Fitzgerald wrote the story in October 1919. Although ostensibly an analysis of the role played by an enormous glass punch bowl in the destruction of the life of Evylyn Piper, much of the short story traces the deterioration of Evylyn's marriage to a prosperous hardware dealer whose business declines over several years.

According to literary critic John Kuehl, the cut-glass bowl of the title symbolizes the fate of protagonist Mrs. Evylyn "Evie" Piper. Unfolding sequentially in the chronology of Evylyn's life, the immense cut-glass bowl inflicts its curse upon her four times, culminating in her demise.

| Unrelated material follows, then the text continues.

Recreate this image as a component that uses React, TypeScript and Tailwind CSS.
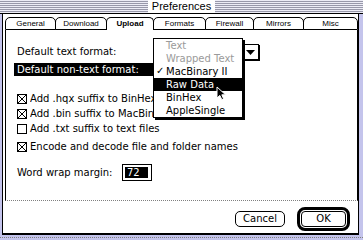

The bowl enters her life when presented as a wedding gift by a jilted suitor, accompanied by an ominous remark characterizing the decorative item: "[A]s hard as you are and as beautiful and as empty and as easy to see through."
The bowl is instrumental in exposing Evie's affair with a local man early in her marriage when she still possessed her youthful good looks. As she approaches middle age, the bowl is at the center of a drunken quarrel between her husband and a prospective business partner, threatening their middle-class lifestyle.

When Evie's youngest child Julie accidentally cuts her hand on the glass bowl, the child's wound becomes seriously infected, requiring amputation. Evie is notified that her son has been killed serving overseas during World War I: she discovers the telegram in the cut-glass bowl. Finally recognizing the malignant nature of the glass object, she attempts to smash it and dies in the attempt.

In the climax of the story, the cut-glass bowl is personified, and as such delivers its verdict just before destroying the protagonist:

You see, I am fate…and stronger than your puny plans; and I am how-things-turn-out and I am different from your little dreams, and I am the flight of time and the end of beauty and unfulfilled desire.

The second and final Fitzgerald story featured in Scribner's Magazine, Matthew J. Bruccoli and Judith S. Baughman note that "this moralizing tale appealed to the taste of Robert Bridges, editor of that magazine."